My favorite part of this 1993 interview is the idea that black people who owned no property( not even themselves and were enslaved), were not even considered legally citizens of the United States or CSA were fighting for the same thing white people were (land, home, taxes, states’ rights — when slaves did not have rights to these things in most states). It’s just another thing that no evidence backs up in the case of Louis Nelson.

Hints of Nelson

But while researching, I found something interesting that lead me back to the deadconfederates blog, besides his pension papers. It was a possible mention of Louis in one of the Confederate Veteran magazines at the funeral of “General” ER Oldham. The General is in quotations because his rank in and out is listed as Private in his service records.

Ancestry.com (requires account)
Ancestry.com (account required)

Confederate Veteran Magazine, Mar 1932

On the 6th of February, after an illness of several weeks, Gen. E. R. Oldham, Commander of the 3rd Brigade, Tennessee Division, U.C.V., died at his home in Henning, at the age of eighty-seven years. Burial was at Maplewood Cemetery in Ripley, with Confederate veterans of the county as pallbearers.

At the grave, four comrades, one of them being GEN. C. A. DeSaussure, Commander in Chief, U.C.V., in Confederate uniforms, held the four corners of the Confederate flag, forming a canopy over the casket as it was lowered.

At the close of the funeral services, Lewis Nelson, an old negro of ante-bellum days, who served his master throughout the war, gave in his own words his estimates of “Mars Ed.”

An entry in Portraits of Conflict: A Photographic History of Tennessee in the Civil War, pg. 334 found the same thing I did, pinning down ER Oldham’s engagements in the war was hard. I wanted to make a little map of all the battles Louis might have seen. Interesting that the writer points out that ER Oldham was wearing the General pin, even though at that time he wasn’t a General.

Portraits of Conflict: A Photographic History of Tennessee in the Civil War

I found an obituary for Louis Nelson which shed a little about Nelson’s life after 19 years of slavery, 12 years of reconstruction, and 57 years of Jim Crow. This is how people remembered Mr. Nelson.

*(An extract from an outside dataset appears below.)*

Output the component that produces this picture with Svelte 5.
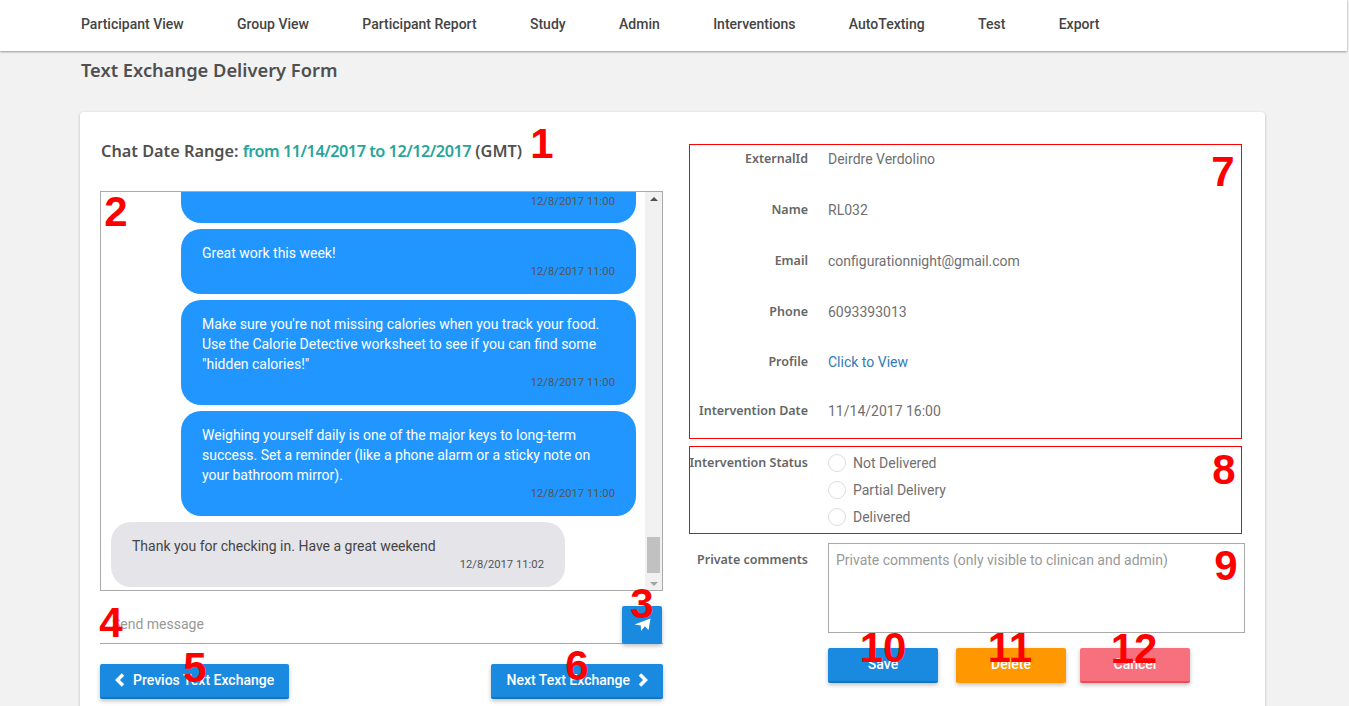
<script>
  const nav = ['Participant View', 'Group View', 'Participant Report', 'Study', 'Admin', 'Interventions', 'AutoTexting', 'Test', 'Export'];

  const messages = [
    { text: '', time: '12/8/2017 11:00', cut: true },
    { text: 'Great work this week!', time: '12/8/2017 11:00' },
    { text: 'Make sure you\'re not missing calories when you track your food. Use the Calorie Detective worksheet to see if you can find some "hidden calories!"', time: '12/8/2017 11:00' },
    { text: 'Weighing yourself daily is one of the major keys to long-term success. Set a reminder (like a phone alarm or a sticky note on your bathroom mirror).', time: '12/8/2017 11:00' },
    { text: 'Thank you for checking in. Have a great weekend', time: '12/8/2017 11:02', incoming: true }
  ];

  const details = [
    { label: 'ExternalId', value: 'Deirdre Verdolino' },
    { label: 'Name', value: 'RL032' },
    { label: 'Email', value: 'configurationnight@gmail.com' },
    { label: 'Phone', value: '6093393013' },
    { label: 'Profile', value: 'Click to View', link: true },
    { label: 'Intervention Date', value: '11/14/2017 16:00' }
  ];

  const statuses = ['Not Delivered', 'Partial Delivery', 'Delivered'];

  const marks = [
    ['1', 542, 144], ['2', 116, 212], ['3', 642, 604], ['4', 111, 623],
    ['5', 195, 668], ['6', 577, 666], ['7', 1223, 172], ['8', 1224, 470],
    ['9', 1226, 566], ['10', 883, 648], ['11', 1010, 648], ['12', 1134, 649]
  ];
</script>

<div class="page">
  <nav>
    {#each nav as item}
      <span>{item}</span>
    {/each}
  </nav>

  <h1>Text Exchange Delivery Form</h1>

  <section class="card">
    <div class="left">
      <h2>Chat Date Range: <em>from 11/14/2017 to 12/12/2017</em> (GMT)</h2>

      <div class="chat">
        <div class="messages">
          {#each messages as m}
            <div class="bubble" class:incoming={m.incoming} class:cut={m.cut}>
              {#if m.text}<p>{m.text}</p>{/if}
              <time>{m.time}</time>
            </div>
          {/each}
        </div>
        <div class="scrollbar">
          <i class="up"></i>
          <b></b>
          <i class="down"></i>
        </div>
      </div>

      <div class="send">
        <input placeholder="Send message" />
        <button type="button" aria-label="Send">
          <svg width="17" height="14" viewBox="0 0 17 14">
            <path d="M0.5 6.5 16.5 0.5 14.5 12 10.8 8.2 7 13 6.8 7.4Z" fill="#fff" />
          </svg>
        </button>
      </div>

      <div class="pager">
        <button class="btn" type="button">
          <svg width="10" height="14" viewBox="0 0 10 14"><path d="M8 1.5 2.5 7 8 12.5" /></svg>
          Previos Text Exchange
        </button>
        <button class="btn" type="button">
          Next Text Exchange
          <svg width="10" height="14" viewBox="0 0 10 14"><path d="M2 1.5 7.5 7 2 12.5" /></svg>
        </button>
      </div>
    </div>

    <div class="right">
      <div class="details">
        {#each details as d}
          <div class="row">
            <label>{d.label}</label>
            {#if d.link}
              <a href="#profile">{d.value}</a>
            {:else}
              <span>{d.value}</span>
            {/if}
          </div>
        {/each}
      </div>

      <div class="status">
        <label>Intervention Status</label>
        <div class="radios">
          {#each statuses as s}
            <div class="radio"><i></i>{s}</div>
          {/each}
        </div>
      </div>

      <div class="comments">
        <label>Private comments</label>
        <textarea placeholder="Private comments (only visible to clinican and admin)"></textarea>
      </div>

      <div class="actions">
        <button class="btn save" type="button">Save</button>
        <button class="btn delete" type="button">Delete</button>
        <button class="btn cancel" type="button">Cancel</button>
      </div>
    </div>
  </section>

  <div class="box seven"></div>
  <div class="box eight"></div>
  {#each marks as [n, x, y]}
    <span class="mark" style="left: {x}px; top: {y}px">{n}</span>
  {/each}
</div>

<style>
  :global(body) {
    background: #f2f2f2;
    overflow: hidden;
  }

  .page {
    color: #555;
    font-family: Roboto, sans-serif;
    font-size: 14px;
    height: 706px;
    overflow: hidden;
    position: relative;
  }

  nav {
    background: #fff;
    box-shadow: 0 1px 2px #00000060;
    box-sizing: border-box;
    color: #444;
    display: flex;
    font-weight: 500;
    gap: 53.4px;
    height: 51px;
    align-items: center;
    padding: 0 0 4px 81px;
    width: 1347px;
  }

  h1 {
    color: #505050;
    font-family: "Noto Sans", sans-serif;
    font-size: 18.3px;
    font-weight: 600;
    line-height: 24px;
    margin: 7px 0 30px 81px;
  }

  .card {
    background: #fff;
    border-radius: 4px;
    box-shadow: 0 1px 3px #00000040;
    box-sizing: border-box;
    display: grid;
    gap: 26px;
    grid-template-columns: 563px 1fr;
    height: 640px;
    margin-left: 80px;
    padding: 0 20px;
    width: 1185px;
  }

  h2 {
    color: #505050;
    font-family: "Noto Sans", sans-serif;
    font-size: 16.3px;
    font-weight: 600;
    line-height: 22px;
    margin: 28px 0 29px 1px;
  }

  h2 em {
    color: #26a69a;
    font-style: normal;
    letter-spacing: -0.5px;
  }

  .chat {
    border: 1px solid #aaa;
    box-sizing: border-box;
    display: flex;
    height: 400px;
    overflow: hidden;
  }

  .messages {
    display: flex;
    flex: 1;
    flex-direction: column;
    gap: 6px;
    padding: 0 9px 0 10px;
  }

  .bubble {
    align-self: flex-end;
    background: #2196ff;
    border-radius: 20px;
    box-sizing: border-box;
    color: #fff;
    padding: 14px 21px 14px;
    width: 455px;
  }

  .bubble.cut {
    border-radius: 0 0 20px 20px;
    height: 31px;
    padding-top: 1px;
  }

  .bubble.incoming {
    align-self: flex-start;
    background: #e4e4e9;
    color: #444;
    width: 454px;
  }

  .bubble p {
    line-height: 20px;
    margin: 0;
  }

  time {
    color: #555;
    display: block;
    font-size: 11.25px;
    line-height: 16px;
    margin-top: 1px;
    text-align: right;
  }

  .scrollbar {
    background: #f1f1f1;
    display: flex;
    flex-direction: column;
    align-items: center;
    justify-content: space-between;
    padding: 5px 0 4px;
    position: relative;
    width: 17px;
  }

  .scrollbar b {
    background: #c1c1c1;
    bottom: 17px;
    height: 36px;
    left: 2px;
    position: absolute;
    width: 13px;
  }

  .scrollbar i {
    border-left: 4px solid transparent;
    border-right: 4px solid transparent;
    height: 0;
    width: 0;
  }

  .scrollbar .up {
    border-bottom: 4px solid #505050;
  }

  .scrollbar .down {
    border-top: 4px solid #a3a3a3;
  }

  .send {
    align-items: flex-end;
    border-bottom: 1px solid #aaa;
    box-sizing: border-box;
    display: flex;
    height: 53px;
    padding-right: 1px;
  }

  .send input {
    border: none;
    color: #555;
    flex: 1;
    font-family: Roboto, sans-serif;
    font-size: 14px;
    height: 38px;
    outline: none;
    padding: 0 12px;
  }

  ::placeholder {
    color: #999;
    opacity: 1;
  }

  .send button {
    align-items: center;
    background: #1a8ae0;
    border: none;
    border-radius: 2px;
    box-shadow: 0 2px 4px #00000040;
    display: flex;
    height: 38px;
    justify-content: center;
    margin-bottom: -1px;
    padding: 0;
    width: 40px;
  }

  .pager {
    display: flex;
    justify-content: space-between;
    margin-top: 20px;
  }

  .btn {
    align-items: center;
    background: #1a8ae0;
    border: none;
    border-bottom: 2px solid #1475c4;
    border-radius: 2px;
    box-shadow: 0 2px 4px #00000040;
    box-sizing: border-box;
    color: #fff;
    display: flex;
    font-family: Roboto, sans-serif;
    font-size: 14px;
    font-weight: 500;
    gap: 8px;
    height: 35px;
    justify-content: center;
    padding: 0 15px 1px;
  }

  .btn svg path {
    fill: none;
    stroke: #fff;
    stroke-width: 3.5px;
  }

  .right {
    padding-top: 32px;
  }

  .details {
    height: 295px;
  }

  .row {
    display: grid;
    grid-template-columns: 119px 1fr;
    gap: 20px;
    height: 51px;
    line-height: 30px;
  }

  .row:nth-child(4) {
    height: 50px;
  }

  .row:nth-child(5) {
    height: 49px;
  }

  label {
    color: #666;
    font-family: "Noto Sans", sans-serif;
    font-size: 12.5px;
    font-weight: 600;
    text-align: right;
    white-space: nowrap;
  }

  .row span {
    color: #707070;
  }

  a {
    color: #337ab7;
    text-decoration: none;
  }

  .status {
    display: grid;
    grid-template-columns: 119px 1fr;
    gap: 20px;
    height: 88px;
    margin-top: 7px;
    padding-top: 3px;
    box-sizing: border-box;
  }

  .status label {
    line-height: 27px;
  }

  .radio {
    align-items: center;
    color: #707070;
    display: flex;
    gap: 7px;
    height: 27px;
  }

  .radio i {
    border: 1px solid #ddd;
    border-radius: 50%;
    box-sizing: border-box;
    height: 18px;
    width: 18px;
  }

  .comments {
    display: grid;
    grid-template-columns: 119px 1fr;
    gap: 20px;
    margin-top: 9px;
  }

  .comments label {
    line-height: 34px;
  }

  textarea {
    border: 1px solid #aaa;
    box-sizing: border-box;
    display: block;
    font-family: Roboto, sans-serif;
    font-size: 14px;
    height: 90px;
    line-height: 20px;
    outline: none;
    padding: 6px 7px;
    resize: none;
    width: 417px;
  }

  .actions {
    display: flex;
    margin: 15px 0 0 139px;
  }

  .actions .btn {
    width: 110px;
  }

  .save {
    margin-right: 18px;
  }

  .delete {
    background: #ff9800;
    border-bottom-color: #ff9800;
    margin-right: 14px;
  }

  .cancel {
    background: #f7707d;
    border-bottom-color: #ee4a5a;
  }

  .box {
    border: 1px solid #f00;
    box-sizing: border-box;
    left: 689px;
    position: absolute;
    width: 553px;
  }

  .seven {
    height: 295px;
    top: 144px;
  }

  .eight {
    height: 88px;
    top: 446px;
  }

  .mark {
    color: #f00;
    font-family: "Liberation Sans", sans-serif;
    font-size: 42px;
    font-weight: 700;
    line-height: 1;
    position: absolute;
    transform: translate(-50%, -50%);
  }
</style>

Ripley Negro Survivor of Civil War Louis Bonaparte Nelson. -
Note he is called, Uncle Louis

Did NBF ever have black soldiers attached?

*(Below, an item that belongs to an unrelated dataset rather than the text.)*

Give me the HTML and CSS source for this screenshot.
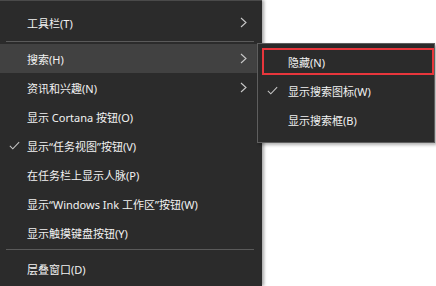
FILE: index.html
```html
<!DOCTYPE html>
<html lang="zh-CN">
<head>
  <meta charset="utf-8">
  <title>任务栏菜单</title>
  <link rel="stylesheet" href="styles.css">
</head>
<body>
  <div class="desktop">
    <div class="menu main-menu">
      <div class="item">
        <span class="check"></span>
        <span class="label">工具栏(T)</span>
        <svg class="chevron" viewBox="0 0 7 11"><polyline points="1,1 6,5.5 1,10"/></svg>
      </div>
      <div class="separator"></div>
      <div class="item active">
        <span class="check"></span>
        <span class="label">搜索(H)</span>
        <svg class="chevron" viewBox="0 0 7 11"><polyline points="1,1 6,5.5 1,10"/></svg>
      </div>
      <div class="item">
        <span class="check"></span>
        <span class="label">资讯和兴趣(N)</span>
        <svg class="chevron" viewBox="0 0 7 11"><polyline points="1,1 6,5.5 1,10"/></svg>
      </div>
      <div class="item">
        <span class="check"></span>
        <span class="label">显示 Cortana 按钮(O)</span>
      </div>
      <div class="item">
        <span class="check"><svg viewBox="0 0 13 10"><polyline points="1,5.5 4.5,9 12,1"/></svg></span>
        <span class="label">显示“任务视图”按钮(V)</span>
      </div>
      <div class="item">
        <span class="check"></span>
        <span class="label">在任务栏上显示人脉(P)</span>
      </div>
      <div class="item">
        <span class="check"></span>
        <span class="label">显示“Windows Ink 工作区”按钮(W)</span>
      </div>
      <div class="item">
        <span class="check"></span>
        <span class="label">显示触摸键盘按钮(Y)</span>
      </div>
      <div class="separator lower"></div>
      <div class="item">
        <span class="check"></span>
        <span class="label">层叠窗口(D)</span>
      </div>
    </div>

    <div class="menu sub-menu">
      <div class="item">
        <span class="check"></span>
        <span class="label">隐藏(N)</span>
      </div>
      <div class="item">
        <span class="check"><svg viewBox="0 0 13 10"><polyline points="1,5.5 4.5,9 12,1"/></svg></span>
        <span class="label">显示搜索图标(W)</span>
      </div>
      <div class="item">
        <span class="check"></span>
        <span class="label">显示搜索框(B)</span>
      </div>
      <div class="marker"></div>
    </div>
  </div>
</body>
</html>
```

FILE: styles.css
```css
body {
  margin: 0;
  background-color: #fff;
  font-family: 'Noto Sans', 'Noto Sans CJK SC', sans-serif;
  font-size: 11px;
  color: #f2f2f2;
}

.desktop {
  position: relative;
  width: 436px;
  height: 286px;
  overflow: hidden;
}

.menu {
  background-color: #2b2b2b;
  box-sizing: border-box;
}

.main-menu {
  width: 262px;
  height: 286px;
  border-top: 1px solid #4a4a4a;
  padding-top: 7px;
  box-shadow: 2px 0 3px rgba(0, 0, 0, 0.35);
}

.item {
  display: grid;
  grid-template-columns: 27px 1fr 22px;
  align-items: center;
  height: 29px;
}

.item.active {
  background-color: #414141;
}

.check {
  display: flex;
  justify-content: center;
  padding-left: 1px;
}

.check svg {
  width: 11px;
  height: 9px;
  fill: none;
  stroke: #c8c8c8;
  stroke-width: 1.2;
}

.label {
  white-space: nowrap;
}

.chevron {
  width: 7px;
  height: 11px;
  fill: none;
  stroke: #c8c8c8;
  stroke-width: 1.1;
}

.separator {
  height: 1px;
  margin: 4px 8px 2px 6px;
  background-color: #5a5a5a;
}

.separator.lower {
  margin: 2px 8px 4px 6px;
}

/* flyout for 搜索 */
.sub-menu {
  position: absolute;
  left: 257px;
  top: 43px;
  width: 178px;
  height: 100px;
  border: 1px solid #5e5e5e;
  padding-top: 3px;
  box-shadow: 2px 2px 3px rgba(0, 0, 0, 0.3);
}

.sub-menu .item {
  grid-template-columns: 30px 1fr;
}

.sub-menu .check {
  padding-left: 0;
  justify-content: flex-start;
  padding-left: 9px;
}

.marker {
  position: absolute;
  left: 4px;
  top: 4px;
  width: 172px;
  height: 27px;
  box-sizing: border-box;
  border: 2px solid #e8363c;
}
```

There’s no record of Forrest having a colored or black soldiers attached, but there is a record of him being paid for his own slaves.

Louis Napoleon Nelson’s wife did not mention Nathan B. Forrest at all. If he was recruited by NBF, I was hoping to find Louis’ name in the Slave Payment Rolls, but they only cover North Carolina and one other state. Maybe “General” ER Oldham, received some sort of money back for Louis’ labor and we’ll find that record on day. After all, there have been new records found for Nathaniel B. Forrest.

These rolls actually provide names of enslaved African Americans and the value at which they were being hired by the Confederate government. Keep in mind, they were not receiving the pay, but their owners were, whom were listed as well.

The particular payroll to Forrest’s Cavalry reveals that Ike, Antony, Henry, Ben, Dan, and Roderick were employed by the corps as teamsters, and their owner was receiving $25/month for their work. Who was their owner? None other than General Nathan B. Forrest.

Chickamauga & Chattanooga National Military Park

Like many of the things pro-Confederates have written about Louis Napoleon Nelson, the rest has yet to be substantiated.

Neo-Confederates must come to the reality that the reason there were less than 1% of Confederates of Color is because of the peculiar institution and a belief enshrined into law that black people were deemed unfit to serve in their armies. The stories of a few blacks who attended Confederate Reunions can not overwrite and does not equal the brutality of the Confederate States of America.

Why rewrite history? When your children find out, and they will – it’s just going to make it easier to dismiss the culture you’re trying to preserve.

Update 2024: I was looking through some newspapers and happened on an article where, Louis Nelson, mentioned that he stayed far away from fighting.

Forrest’s valet Admits Jackson and Lee were good too

Aged Negro Veteran Positive No Fighter Ever Rivaled Famous Mounted Leader of Confederacy

Stonewall Jackson and Robert E. Lee and other celebrated leaders of the Confederate forces were great generals, all right, but not one of them could “hold a candle” to Nathan Bedord Forrest, who did his fighting on horseback. 

That at any rate is the opinion of Uncle Lous Nelson, 82 year old negro bodyguard of the famous cavalry  leader of the south who is here having the time of his life at the reunion. 

Uncle Louis, a well preserved, erect, old-time southern darker with short grizzled hair surmounting his grinning, dusky face, sat on the front row in the audience Monday night at the Jefferson Davis birthday anniversary celebration at the auditorium-armory. When the enthusiasm was at its highest, the old fellow could hardly keep from doing a clog dance. He sat on the edge of the seat and squirmed. And when one of the speakers mentioned the name of his “boss” he let out a restrained yelled and waved his old army cap. 

The old fellow dressed in regulation gray uniform, wears a badge from Sutherland camp No. 890 UCV of Ripley, Tenn. Pinned across his chest were several other badges given to him at other Confederate reunion. He goes every time he gets the chance, he said. 

“Cap’n Bedford, he wuz a fightin’ man, sho ‘tough,” declared the wizened old negro. “That man snowed how to fight. Yankees wiz his bread an’ meat.”

The famous cavalry officer had two horses that were especial favorites, according to Uncle Louis. They were both big, strong animals. Uncle Louis attended to them. 

“I looked a’ter dem houses when Cap’n Bedford wuzn’t ridin’ em an’ when he wasn’t too close to de fight’. I always stayed as far away from de fighting’ as I could an’ wit’ all dat. I had to do some powerful good run-in’ ever now an’ den.